Le Tournant du Match
À la 60e minute, le match bascule. Kana Biyik, dans une tentative de contenir Caniggia, commet une faute qui lui vaut un carton rouge. Le Cameroun est réduit à dix joueurs, et la tension devient presque insoutenable. Dans un mouvement tactique audacieux, M’Fédé est remplacé par Thomas Libiih, chargé de resserrer la défense face à un Maradona toujours menaçant. Puis, le miracle survient. Sur un coup franc exécuté avec maestria par Kundé, Makanaky dévie légèrement le ballon. Oman Biyik s’élève alors, comme porté par une force surnaturelle, et d’une tête magistrale, inscrit le but qui changera à jamais le cours de l’histoire. Le Cameroun est en liesse. Dans les foyers, les cris de joie résonnent comme un hymne national improvisé. Maradona lui-même, impressionné, décrira ce saut comme « surnaturel ».
L’Éclat et la Consécration
Peu de temps après, Roger Milla entre sur le terrain. Bien qu’il n’ait pas marqué ce jour-là, ses deux remontées spectaculaires auraient pu sceller une victoire encore plus éclatante, si Emile Mbouh lui avait passé le ballon. Cet instant manqué reste une anecdote qui, des années plus tard, nourrira les réflexions sur l’harmonie au sein de l’équipe. L’Argentine, battue, subit les conséquences de cet affront. Son ministre des Sports est convoqué et limogé, preuve de l’impact retentissant de cette défaite. Les Lions, quant à eux, continuent leur parcours héroïque, jusqu’à ce qu’ils soient stoppés par l’Angleterre dans un autre match entré dans la légende.
Un Match pour l’Éternité
Le Cameroun-Argentine de 1990 ne fut pas qu’un simple match de football. Ce fut un événement historique, une victoire symbolique pour un continent, un moment où le Cameroun se dressa fièrement sur la scène mondiale. Après cette rencontre, le nom du Cameroun fut inscrit dans les annales du sport, aux côtés des exploits les plus mémorables.

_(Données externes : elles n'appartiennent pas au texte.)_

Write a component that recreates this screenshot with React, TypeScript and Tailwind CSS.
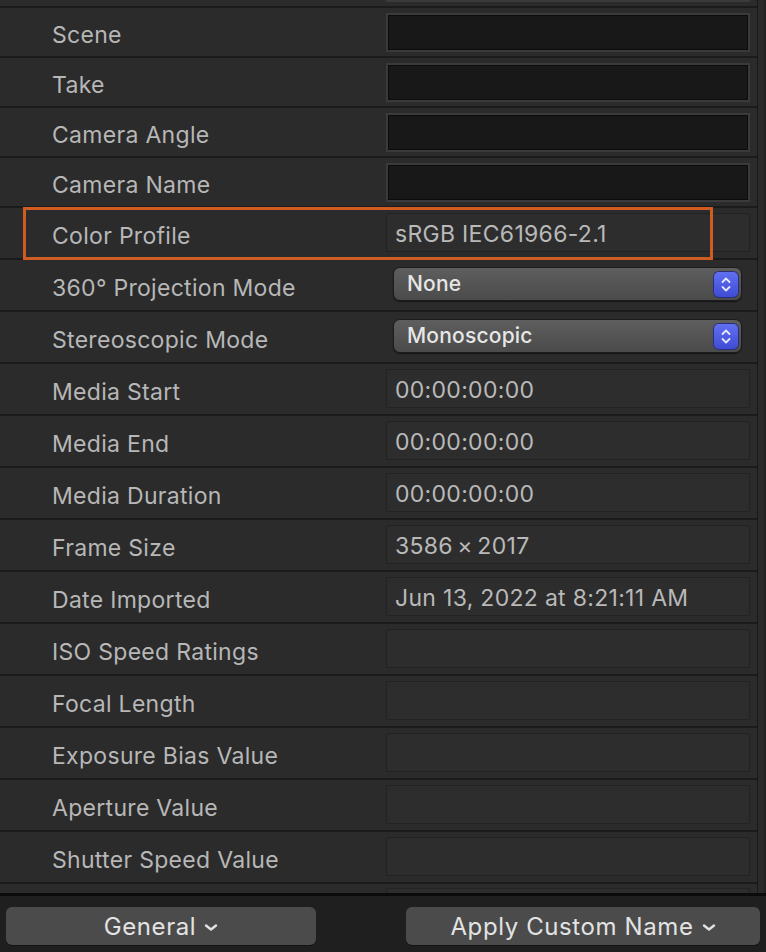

Ce match fut une ode à la résilience, au courage et à la fierté nationale, un rappel que les rêves les plus audacieux peuvent se réaliser, même face aux géants. Le match Cameroun-Argentine est l’événement historique le plus éloquent entré dans les annales de l’histoire du Cameroun. Après cela il y a le combat de Ngannou contre Tyson Fury.